## What you will do
Write out each line from the data below that includes the word "page".

## Supplied material
* Start *

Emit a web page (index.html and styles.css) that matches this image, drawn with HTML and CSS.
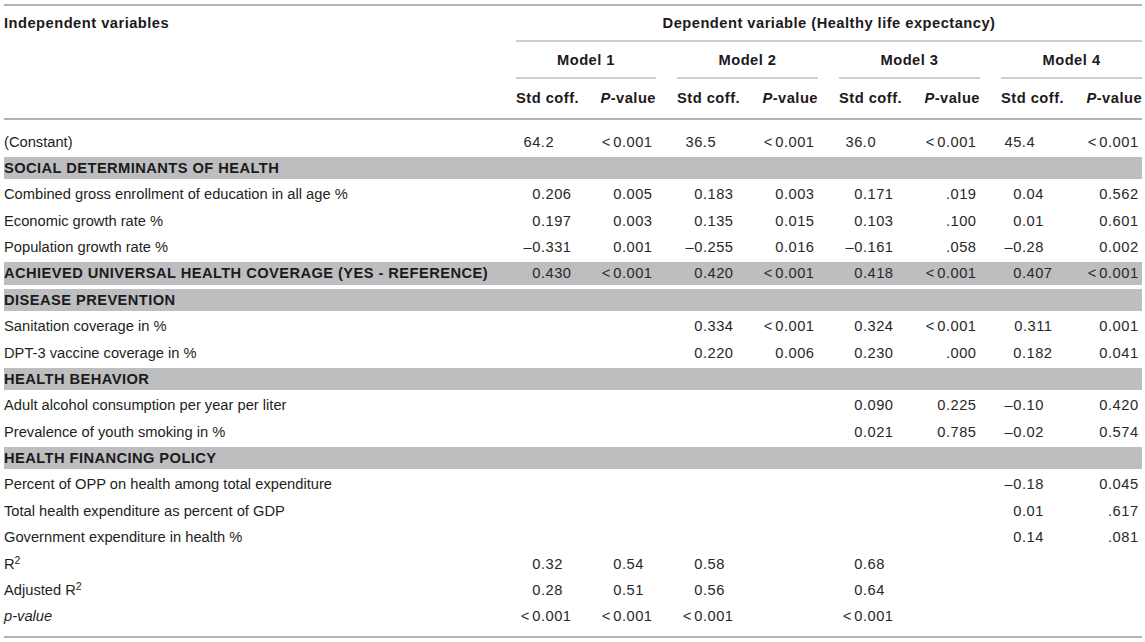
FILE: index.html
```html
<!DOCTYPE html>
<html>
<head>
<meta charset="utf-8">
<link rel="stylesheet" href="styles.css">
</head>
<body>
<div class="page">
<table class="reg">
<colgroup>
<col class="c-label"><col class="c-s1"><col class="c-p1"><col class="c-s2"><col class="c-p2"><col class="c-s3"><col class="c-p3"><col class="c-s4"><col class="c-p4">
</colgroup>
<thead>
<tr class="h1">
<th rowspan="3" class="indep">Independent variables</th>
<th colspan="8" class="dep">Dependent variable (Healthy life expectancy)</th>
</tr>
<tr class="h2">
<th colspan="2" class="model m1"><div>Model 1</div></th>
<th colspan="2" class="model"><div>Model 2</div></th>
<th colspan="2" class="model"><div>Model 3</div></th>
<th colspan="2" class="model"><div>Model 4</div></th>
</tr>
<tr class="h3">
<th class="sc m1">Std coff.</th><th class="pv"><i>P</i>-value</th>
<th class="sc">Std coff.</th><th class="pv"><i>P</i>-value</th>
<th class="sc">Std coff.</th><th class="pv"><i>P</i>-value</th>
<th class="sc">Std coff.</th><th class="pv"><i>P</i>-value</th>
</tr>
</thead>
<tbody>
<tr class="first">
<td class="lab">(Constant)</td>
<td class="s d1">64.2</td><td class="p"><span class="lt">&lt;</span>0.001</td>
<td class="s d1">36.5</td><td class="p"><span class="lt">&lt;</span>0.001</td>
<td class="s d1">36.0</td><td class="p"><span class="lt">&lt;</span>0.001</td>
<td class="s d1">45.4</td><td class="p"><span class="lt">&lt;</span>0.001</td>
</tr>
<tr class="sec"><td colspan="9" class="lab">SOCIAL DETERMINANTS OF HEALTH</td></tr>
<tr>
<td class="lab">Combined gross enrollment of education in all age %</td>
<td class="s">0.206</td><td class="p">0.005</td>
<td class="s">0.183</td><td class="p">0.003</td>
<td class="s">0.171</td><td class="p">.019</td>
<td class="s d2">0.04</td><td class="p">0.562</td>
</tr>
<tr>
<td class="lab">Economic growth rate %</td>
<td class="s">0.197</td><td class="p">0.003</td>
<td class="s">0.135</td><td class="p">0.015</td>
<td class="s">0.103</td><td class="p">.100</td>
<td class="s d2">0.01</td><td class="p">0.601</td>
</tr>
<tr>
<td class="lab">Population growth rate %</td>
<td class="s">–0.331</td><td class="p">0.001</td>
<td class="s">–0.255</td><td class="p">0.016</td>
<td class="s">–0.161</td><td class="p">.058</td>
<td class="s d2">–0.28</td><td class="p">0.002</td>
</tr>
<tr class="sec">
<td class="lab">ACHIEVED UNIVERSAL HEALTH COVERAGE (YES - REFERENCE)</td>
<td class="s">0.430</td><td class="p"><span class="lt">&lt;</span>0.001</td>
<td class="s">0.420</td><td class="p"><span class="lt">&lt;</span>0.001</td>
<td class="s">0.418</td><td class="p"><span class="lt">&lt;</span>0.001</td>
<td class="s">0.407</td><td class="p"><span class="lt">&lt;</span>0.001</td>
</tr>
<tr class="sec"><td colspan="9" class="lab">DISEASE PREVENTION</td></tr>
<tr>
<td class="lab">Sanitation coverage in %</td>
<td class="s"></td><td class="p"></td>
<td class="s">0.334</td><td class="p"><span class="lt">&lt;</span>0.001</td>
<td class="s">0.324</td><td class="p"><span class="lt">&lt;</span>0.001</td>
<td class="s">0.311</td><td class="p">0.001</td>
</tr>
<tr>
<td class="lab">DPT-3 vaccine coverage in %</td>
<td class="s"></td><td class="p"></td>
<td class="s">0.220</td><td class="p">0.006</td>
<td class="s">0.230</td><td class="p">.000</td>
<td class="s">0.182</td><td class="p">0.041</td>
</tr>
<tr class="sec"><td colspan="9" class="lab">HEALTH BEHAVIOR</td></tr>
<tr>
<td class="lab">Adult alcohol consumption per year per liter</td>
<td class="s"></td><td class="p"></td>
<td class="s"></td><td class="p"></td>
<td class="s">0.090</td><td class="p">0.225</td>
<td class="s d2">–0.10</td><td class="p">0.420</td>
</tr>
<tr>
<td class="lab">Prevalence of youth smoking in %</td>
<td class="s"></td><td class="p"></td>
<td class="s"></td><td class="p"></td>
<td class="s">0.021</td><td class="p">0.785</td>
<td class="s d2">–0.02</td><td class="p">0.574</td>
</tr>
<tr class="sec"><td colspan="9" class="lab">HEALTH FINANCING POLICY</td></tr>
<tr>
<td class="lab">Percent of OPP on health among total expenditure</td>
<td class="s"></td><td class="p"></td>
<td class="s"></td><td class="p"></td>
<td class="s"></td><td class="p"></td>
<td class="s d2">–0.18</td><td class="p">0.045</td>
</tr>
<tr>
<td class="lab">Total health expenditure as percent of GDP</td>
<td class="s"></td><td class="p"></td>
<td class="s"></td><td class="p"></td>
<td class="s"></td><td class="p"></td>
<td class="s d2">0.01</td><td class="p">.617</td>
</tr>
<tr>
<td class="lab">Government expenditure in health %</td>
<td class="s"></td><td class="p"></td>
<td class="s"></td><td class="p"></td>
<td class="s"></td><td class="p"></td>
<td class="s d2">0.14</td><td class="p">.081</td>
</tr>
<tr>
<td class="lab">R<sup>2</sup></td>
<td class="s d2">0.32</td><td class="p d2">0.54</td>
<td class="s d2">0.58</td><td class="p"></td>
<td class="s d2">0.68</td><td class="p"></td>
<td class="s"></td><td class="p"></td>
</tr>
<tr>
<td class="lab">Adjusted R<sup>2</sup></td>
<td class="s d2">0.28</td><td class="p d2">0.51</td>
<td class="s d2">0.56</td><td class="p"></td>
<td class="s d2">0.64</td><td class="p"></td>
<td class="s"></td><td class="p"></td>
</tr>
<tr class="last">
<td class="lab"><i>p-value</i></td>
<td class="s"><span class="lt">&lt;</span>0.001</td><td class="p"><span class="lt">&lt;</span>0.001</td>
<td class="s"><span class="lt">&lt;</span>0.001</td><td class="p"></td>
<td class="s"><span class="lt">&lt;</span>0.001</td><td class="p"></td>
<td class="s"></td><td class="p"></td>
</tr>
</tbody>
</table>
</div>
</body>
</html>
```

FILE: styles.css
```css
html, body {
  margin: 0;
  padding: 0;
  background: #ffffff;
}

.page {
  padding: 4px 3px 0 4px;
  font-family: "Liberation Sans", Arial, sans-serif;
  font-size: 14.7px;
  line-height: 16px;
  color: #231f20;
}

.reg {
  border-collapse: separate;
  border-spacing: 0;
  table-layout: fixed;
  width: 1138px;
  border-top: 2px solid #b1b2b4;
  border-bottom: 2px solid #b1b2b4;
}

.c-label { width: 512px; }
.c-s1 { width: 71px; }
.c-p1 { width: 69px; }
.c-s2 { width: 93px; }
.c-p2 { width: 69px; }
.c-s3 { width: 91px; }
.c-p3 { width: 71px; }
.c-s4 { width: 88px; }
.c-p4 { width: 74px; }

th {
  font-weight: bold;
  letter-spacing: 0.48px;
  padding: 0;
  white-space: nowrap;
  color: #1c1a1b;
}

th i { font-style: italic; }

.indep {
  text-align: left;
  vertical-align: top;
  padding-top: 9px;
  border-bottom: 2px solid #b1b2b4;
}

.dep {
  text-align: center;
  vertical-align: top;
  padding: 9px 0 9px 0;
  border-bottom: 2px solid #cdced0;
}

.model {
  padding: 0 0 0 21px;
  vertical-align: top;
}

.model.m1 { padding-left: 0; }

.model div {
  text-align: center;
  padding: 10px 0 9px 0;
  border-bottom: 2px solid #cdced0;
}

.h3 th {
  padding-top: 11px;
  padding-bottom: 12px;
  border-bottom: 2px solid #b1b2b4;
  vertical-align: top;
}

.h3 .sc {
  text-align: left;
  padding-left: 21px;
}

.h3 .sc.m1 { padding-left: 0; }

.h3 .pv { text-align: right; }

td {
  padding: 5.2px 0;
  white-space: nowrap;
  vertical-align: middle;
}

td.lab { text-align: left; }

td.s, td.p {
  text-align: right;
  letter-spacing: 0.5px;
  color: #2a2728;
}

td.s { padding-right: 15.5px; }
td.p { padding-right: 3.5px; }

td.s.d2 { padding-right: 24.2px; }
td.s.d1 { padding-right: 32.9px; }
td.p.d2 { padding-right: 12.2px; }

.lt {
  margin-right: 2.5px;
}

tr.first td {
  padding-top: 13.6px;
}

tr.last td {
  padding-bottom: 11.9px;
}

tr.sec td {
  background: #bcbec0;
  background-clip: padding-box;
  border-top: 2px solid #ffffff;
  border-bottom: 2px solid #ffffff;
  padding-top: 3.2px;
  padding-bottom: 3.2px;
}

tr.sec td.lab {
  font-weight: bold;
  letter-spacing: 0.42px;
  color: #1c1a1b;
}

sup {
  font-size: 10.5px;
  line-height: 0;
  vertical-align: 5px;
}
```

* End *

## Exercise answer
Emit a web page (index.html and styles.css) that matches this image, drawn with HTML and CSS.
<div class="page">
.page {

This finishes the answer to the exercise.